◆ Data extract ◆
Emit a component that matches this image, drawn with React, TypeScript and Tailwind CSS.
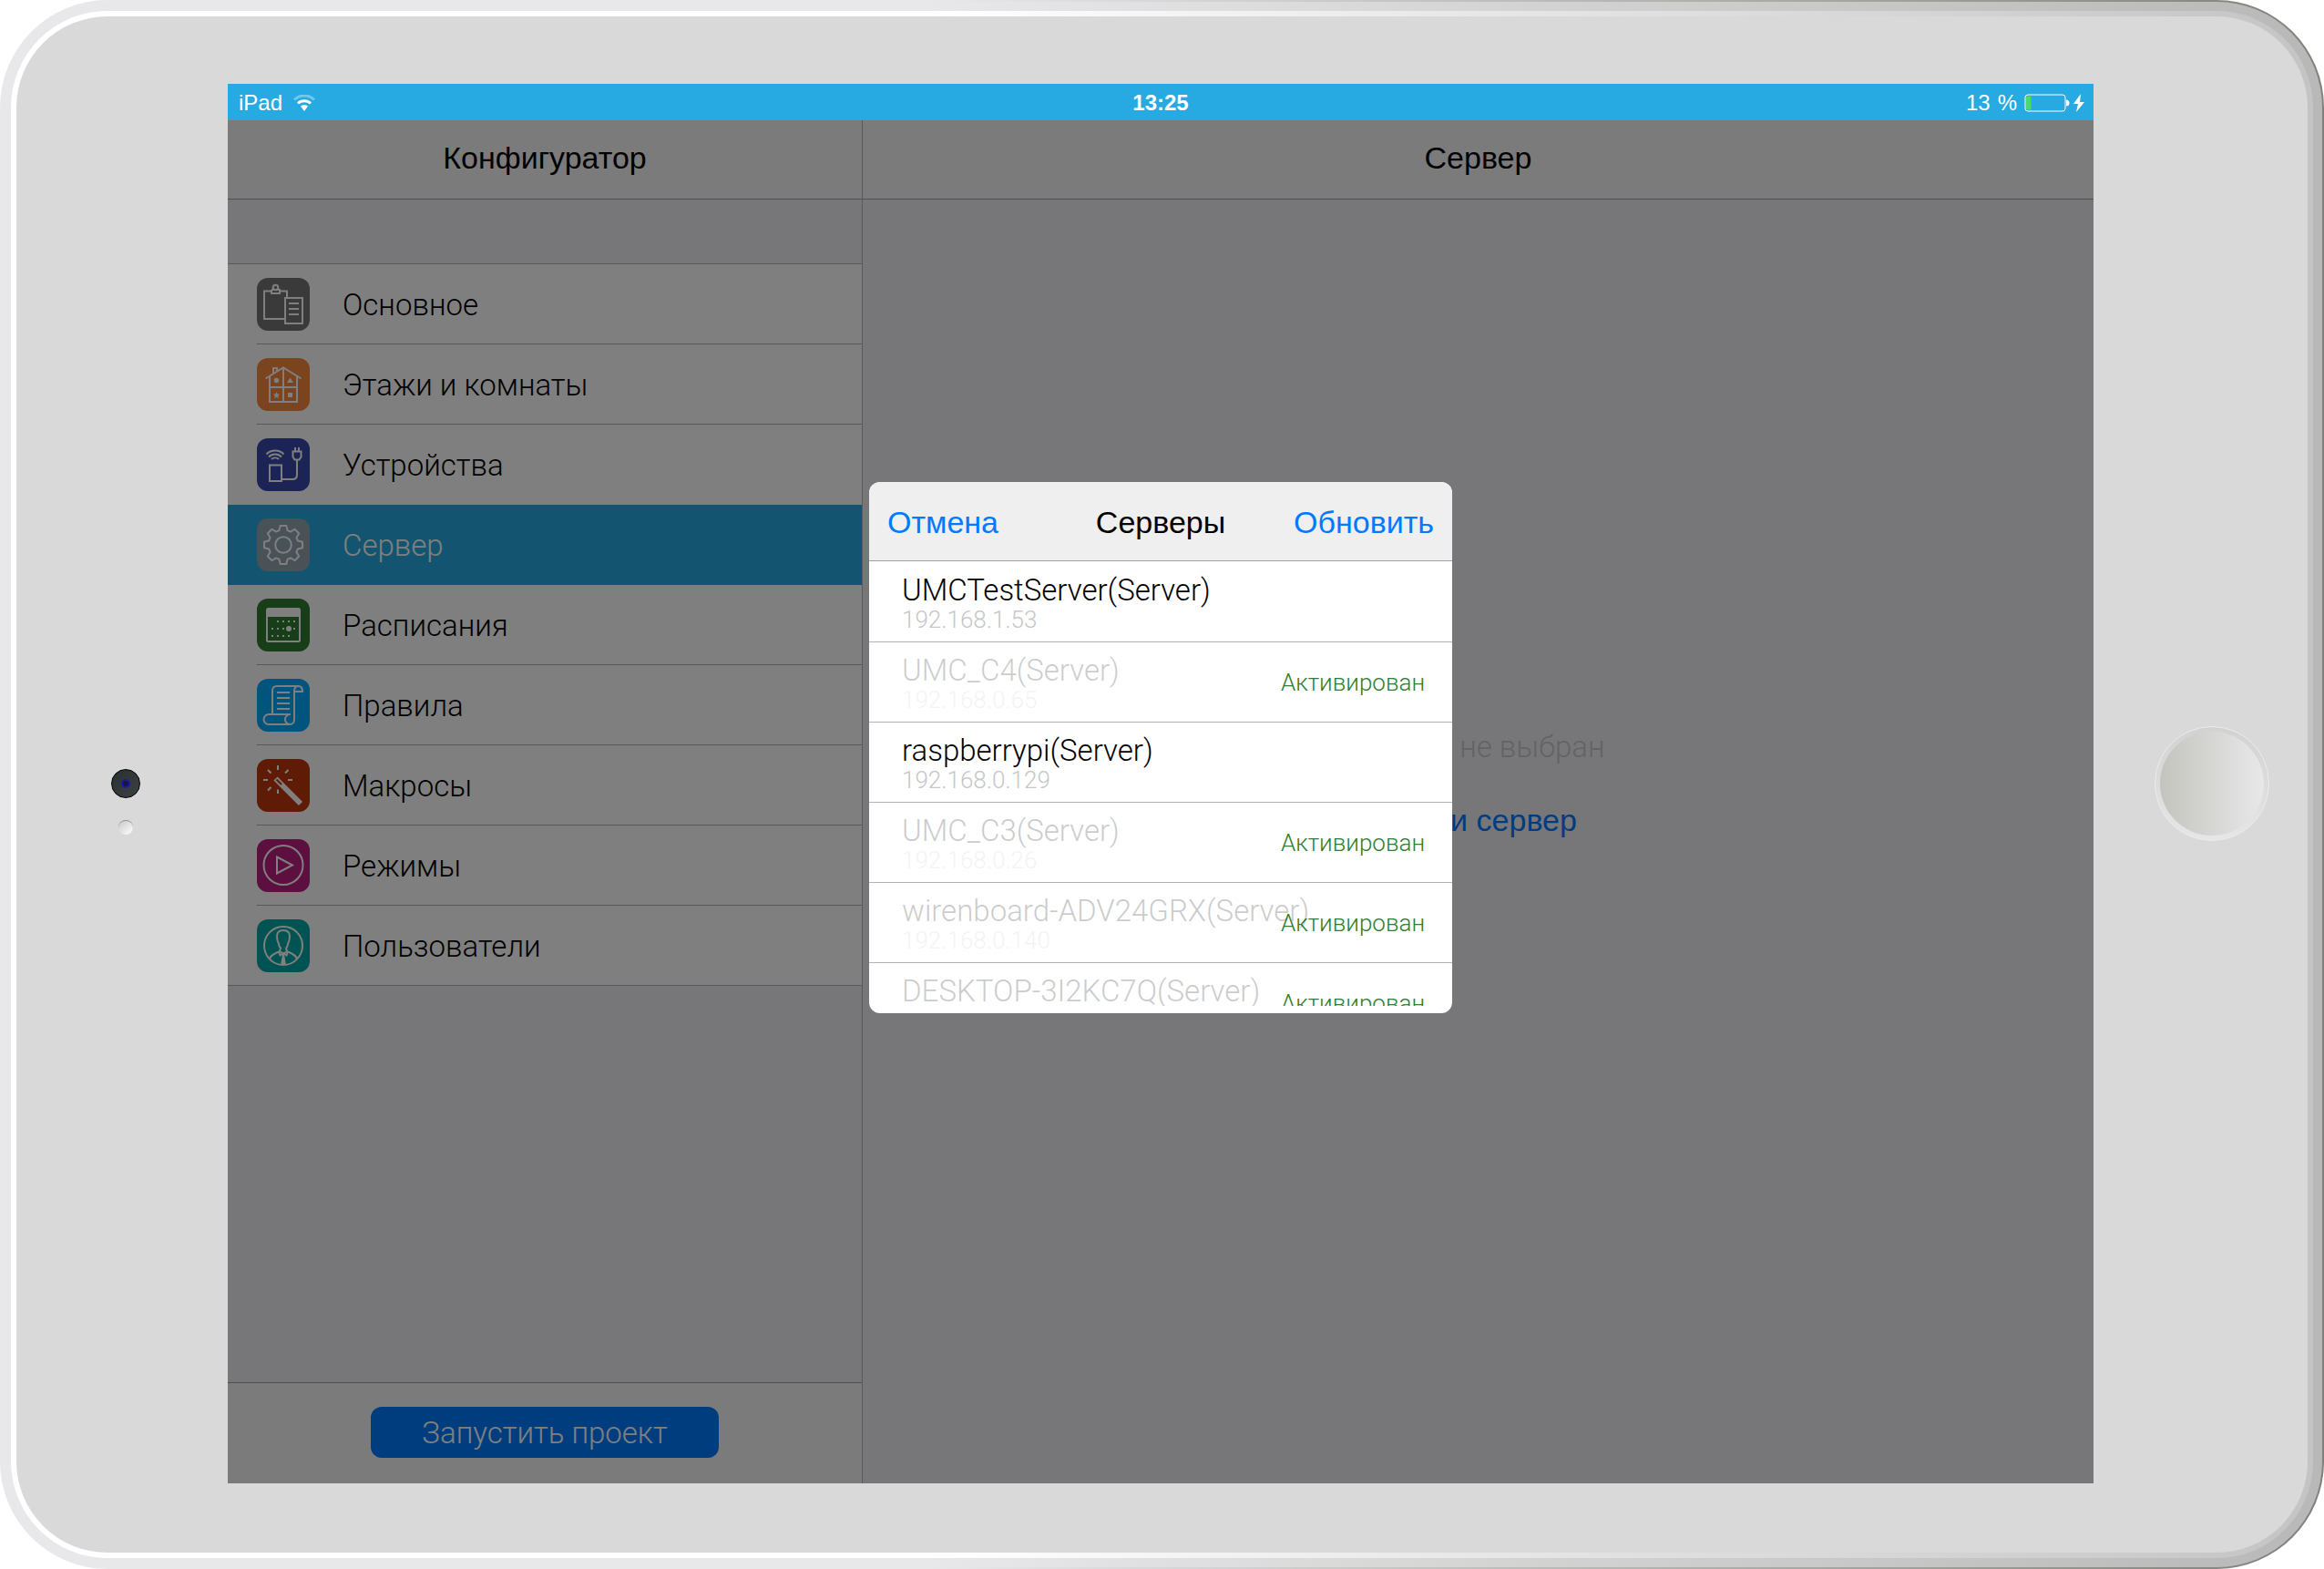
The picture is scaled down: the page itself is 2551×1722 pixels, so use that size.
import React from 'react';
import clsx from 'clsx';

interface MenuItem {
  label: string;
  tile: string;
  icon: React.ReactNode;
  active?: boolean;
}

interface Server {
  name: string;
  ip: string;
  activated: boolean;
}

const polar = (radius: number, deg: number) => {
  const rad = (deg * Math.PI) / 180;
  return `${(29 + radius * Math.sin(rad)).toFixed(2)} ${(29 - radius * Math.cos(rad)).toFixed(2)}`;
};

const gearPath =
  'M' +
  Array.from({ length: 8 }, (_, i) => i * 45)
    .map((a) => [polar(16.5, a - 16), polar(21.3, a - 9), polar(21.3, a + 9), polar(16.5, a + 16)].join('L'))
    .join('L') +
  'Z';

const menu: MenuItem[] = [
  {
    label: 'Основное',
    tile: 'bg-[#757575]',
    icon: (
      <>
        <path d="M31 45H8V14.500h8M25 14.500h8V22" />
        <path d="M16 13h2.500M22.500 13H25v4H16v-4" />
        <circle cx="20.500" cy="10.500" r="2.800" />
        <path d="M31 22h19v28H31zM35 28h11M35 34h11M35 40h11" />
      </>
    ),
  },
  {
    label: 'Этажи и комнаты',
    tile: 'bg-[#f6873c]',
    icon: (
      <>
        <path d="M9.500 22.500 29 10.500l19.500 12M14 20v28h30V20M29 10.500V48M14 32h30M18 17v-6h4v3.500" />
        <g className="fill-white" stroke="none">
          <circle cx="21.500" cy="24.500" r="2.700" />
          <path d="m36.500 21.500 3.500 5.500h-7zM34 38h5v5h-5z" />
          <path d="m21.500 37 1 2.500 2.700.2-2 1.800.7 2.700-2.400-1.500-2.400 1.500.7-2.700-2-1.800 2.700-.2z" />
        </g>
      </>
    ),
  },
  {
    label: 'Устройства',
    tile: 'bg-[#3949ab]',
    icon: (
      <>
        <path d="M10.500 17.500a13.500 13.500 0 0 1 19 0M13 20.500a9.800 9.800 0 0 1 14 0M16 23a6 6 0 0 1 8 0" />
        <path d="M14 29.500h13V47H14zM27 45h12q5 0 5-5V23.500M39.500 14.500h9v6l-2 3h-5l-2-3zM42 10v4.500M46 10v4.500" />
      </>
    ),
  },
  {
    label: 'Сервер',
    tile: 'bg-[#90a4ae]',
    active: true,
    icon: (
      <>
        <path d={gearPath} strokeLinejoin="round" />
        <circle cx="29" cy="29" r="8.800" />
      </>
    ),
  },
  {
    label: 'Расписания',
    tile: 'bg-[#2e7d32]',
    icon: (
      <>
        <rect x="11" y="11" width="36" height="36" rx="1.500" />
        <path d="M11 11h36v9H11z" className="fill-white" stroke="none" />
        <path d="M22 25h2M28 25h2M34 25h2M40 25h2M16 33h2M22 33h2M28 33h2M40 33h2M16 41h2M22 41h2M28 41h2M34 41h2" />
        <circle cx="35" cy="33" r="3" className="fill-white" stroke="none" />
      </>
    ),
  },
  {
    label: 'Правила',
    tile: 'bg-[#00a9fb]',
    icon: (
      <>
        <path d="M17 39V13q0-5 5-5h23.500q4.500 0 4.500 6H41q0-6 4.500-6M41 14v30.500q0 5.500-5 5.500H13a5.500 5.500 0 0 1 0-11h24" />
        <path d="M37 39a5.500 5.500 0 1 0-1 11M22 15h14M22 21h14M22 27h14M22 33h14" />
      </>
    ),
  },
  {
    label: 'Макросы',
    tile: 'bg-[#bf360c]',
    icon: (
      <>
        <path d="M23 7v5M23 33.500v4.500M7 23h5M34 23h5M12 12l3.500 3.500M34.500 12 31 15.500M12 34.500l3.500-3.500" />
        <path d="m20.500 21.500 27.500 27.500" strokeWidth="6" />
        <path d="m21.500 22.500 5.500 5.500" className="stroke-[#bf360c]" />
      </>
    ),
  },
  {
    label: 'Режимы',
    tile: 'bg-[#bb1e80]',
    icon: (
      <>
        <circle cx="29" cy="28.500" r="21.500" />
        <path d="M22 19.500v18l17-9z" />
      </>
    ),
  },
  {
    label: 'Пользователи',
    tile: 'bg-[#00a6a6]',
    icon: (
      <>
        <circle cx="29" cy="29" r="21" />
        <path
          strokeLinejoin="round"
          d="M22.500 23c-1.500-8 1-11 6.500-11s8 3 6.500 11c-.5 2-1.300 3-1.500 4 0 2-1 3.500-2 4.500l1 3.500-4 3-4-3 1-3.500c-1-1-2-2.500-2-4.500-.2-1-1-2-1.500-4z"
        />
        <path d="M14 43.500c1-4 5-6 10-8M44 43.500c-1-4-5-6-10-8M24 35.500l1.500 4 3.500-2.500 3.500 2.500 1.500-4" />
        <path d="m28 38-2 12h6l-2-12z" className="fill-white" stroke="none" />
      </>
    ),
  },
];

const servers: Server[] = [
  { name: 'UMCTestServer(Server)', ip: '192.168.1.53', activated: false },
  { name: 'UMC_C4(Server)', ip: '192.168.0.65', activated: true },
  { name: 'raspberrypi(Server)', ip: '192.168.0.129', activated: false },
  { name: 'UMC_C3(Server)', ip: '192.168.0.26', activated: true },
  { name: 'wirenboard-ADV24GRX(Server)', ip: '192.168.0.140', activated: true },
  { name: 'DESKTOP-3I2KC7Q(Server)', ip: '', activated: true },
];

const StatusBar: React.FC = () => (
  <div className="grid h-10 shrink-0 grid-cols-3 items-center bg-[#27aae1] px-2.5 pt-px text-2xl text-white">
    <div className="flex items-center gap-3 pl-0.5">
      <span>iPad</span>
      <svg viewBox="0 0 24 18" className="h-[18px] w-6" fill="none" stroke="white" strokeWidth="3">
        <path d="M1 5.500a15.500 15.500 0 0 1 22 0" opacity=".35" />
        <path d="M5 9.500a10 10 0 0 1 14 0" />
        <path d="M8 12.500a6 6 0 0 1 8 0L12 18z" fill="white" stroke="none" />
      </svg>
    </div>
    <span className="text-center font-bold">13:25</span>
    <div className="flex items-center justify-end gap-2">
      <span className="flex gap-2">
        <span>13</span>
        <span>%</span>
      </span>
      <svg viewBox="0 0 50 20" className="h-5 w-[50px]">
        <rect x="1" y="1" width="44" height="18" rx="3" fill="none" stroke="white" />
        <rect x="2" y="2.500" width="5.500" height="15" rx="1" fill="#4cd964" />
        <path d="M46 6.500q3.500 0 3.500 3.500t-3.500 3.500z" fill="white" />
      </svg>
      <svg viewBox="0 0 12 20" className="-ml-1 h-5 w-3" fill="white">
        <path d="M8 0 0 11h5L3 20l9-11H7z" />
      </svg>
    </div>
  </div>
);

const Sidebar: React.FC = () => (
  <aside className="flex w-[697px] shrink-0 flex-col border-r border-[#b2b2b2] bg-[#efeff4]">
    <h1 className="flex h-[87px] items-center justify-center border-b border-[#a0a0a0] bg-[#f7f7f7] pb-1 text-[34px]">
      Конфигуратор
    </h1>
    <div className="h-[71px] border-b border-[#b2b2b2]" />
    <ul className="bg-white">
      {menu.map((item, i) => {
        const last = i === menu.length - 1;
        const plain = item.active || menu[i + 1]?.active;
        return (
          <li key={item.label} className={clsx(item.active && 'bg-[#27aae1]', last ? 'border-b border-[#b2b2b2]' : 'pl-8')}>
            <button
              type="button"
              className={clsx(
                'flex w-full items-center gap-9 text-left font-[Roboto,sans-serif] text-[33px] font-light',
                last ? 'h-[87px] pl-8' : 'h-[88px] border-b',
                plain ? 'border-transparent' : 'border-[#b2b2b2]',
                item.active && 'text-white',
              )}
            >
              <span className={clsx('rounded-xl', item.tile)}>
                <svg viewBox="0 0 58 58" className="size-[58px]" fill="none" stroke="white" strokeWidth="2">
                  {item.icon}
                </svg>
              </span>
              <span className="pt-0.5">{item.label}</span>
            </button>
          </li>
        );
      })}
    </ul>
    <div className="mt-auto flex h-[111px] items-center justify-center border-t border-[#a0a0a0] bg-[#f7f7f7] pb-0.5">
      <button
        type="button"
        className="h-14 w-[382px] rounded-xl bg-[#007aff] pt-0.5 font-[Roboto,sans-serif] text-[33px] font-light text-white"
      >
        Запустить проект
      </button>
    </div>
  </aside>
);

const ServerPane: React.FC = () => (
  <main className="flex flex-1 flex-col bg-[#efeff4]">
    <h2 className="flex h-[87px] items-center justify-center border-b border-[#a0a0a0] bg-[#f7f7f7] pb-1 text-[34px]">
      Сервер
    </h2>
    <div className="flex flex-1 flex-col items-center justify-center gap-10 pb-[128px] leading-10">
      <p className="font-[Roboto,sans-serif] text-[33px] font-light text-[#c7c7c7]">Сервер не выбран</p>
      <button type="button" className="text-[34px] text-[#007aff]">
        Найти сервер
      </button>
    </div>
  </main>
);

const ServerDialog: React.FC = () => (
  <div role="dialog" aria-label="Серверы" className="w-[640px] overflow-hidden rounded-xl bg-white pb-2">
    <div className="flex h-[87px] items-center justify-between border-b border-[#a0a0a0] bg-[#efefef] px-5 pt-0.5 text-[34px]">
      <button type="button" className="flex-1 text-left text-[#007aff]">
        Отмена
      </button>
      <h3>Серверы</h3>
      <button type="button" className="flex-1 text-right text-[#007aff]">
        Обновить
      </button>
    </div>
    <ul className="h-[488px] overflow-hidden pt-px font-[Roboto,sans-serif] font-light">
      {servers.map((server) => (
        <li key={server.name}>
          <button
            type="button"
            disabled={server.activated}
            className="flex h-[88px] w-full items-center border-b border-[#b2b2b2] pt-0.5 pr-[30px] pl-9 text-left"
          >
            <span className={clsx('flex w-0 flex-1 flex-col whitespace-nowrap', server.activated && 'opacity-20')}>
              <span className="text-[33px] leading-9">{server.name}</span>
              <span className="min-h-7 text-[26px] leading-7 text-[#c7c7c7]">{server.ip}</span>
            </span>
            {server.activated && <span className="text-[26px] text-[#2e7d32]">Активирован</span>}
          </button>
        </li>
      ))}
    </ul>
  </div>
);

const App: React.FC = () => {
  return (
    <div className="h-screen bg-white font-['Liberation_Sans',Arial,sans-serif] text-black">
      <div className="h-full rounded-[118px] bg-linear-to-r from-[#e8e8ea] from-40% via-[#9b9b96] via-85% to-[#80807c] p-0.5">
        <div className="h-full rounded-[116px] bg-linear-to-r from-[#e8e8ea] from-40% to-[#b8b8b8] p-2.5">
          <div className="h-full rounded-[106px] bg-linear-to-r from-white from-40% to-[#c4c4c4] p-1.5">
            <div className="flex h-full rounded-[100px] bg-[#d9d9d9] pt-[74px] pb-[76px]">
              <div className="flex w-[232px] shrink-0 flex-col items-center justify-center gap-6 pt-10 pl-2">
                <span className="flex size-8 items-center justify-center rounded-full border border-black bg-linear-to-br from-[#2a3032] to-[#3c4244]">
                  <span className="size-2.5 rounded-full border-2 border-[#1c1a9a] bg-[#15154a]" />
                </span>
                <span className="size-4 rounded-full border-t border-[#8f8f8f] bg-linear-to-br from-[#c9c9c9] to-white" />
              </div>

              <div className="flex flex-1 flex-col">
                <StatusBar />
                <div className="relative flex flex-1">
                  <Sidebar />
                  <ServerPane />
                  <div className="absolute inset-0 flex items-center justify-center bg-black/50 pb-[119px]">
                    <ServerDialog />
                  </div>
                </div>
              </div>

              <div className="flex w-[235px] shrink-0 items-center justify-center pl-6">
                <button
                  type="button"
                  aria-label="Домой"
                  className="size-[126px] rounded-full border border-[#ececec] bg-linear-to-b from-[#d2d2d2] to-[#e6e6e8] p-[5px]"
                >
                  <span className="block size-full rounded-full bg-linear-to-r from-[#c4c4be] to-[#e8e8ea]" />
                </button>
              </div>
            </div>
          </div>
        </div>
      </div>
    </div>
  );
};

export default App;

◆ Exercise prompt ◆
Count up every line above that has the word "React" in it; answer with the number alone.

◆ Output ◆
8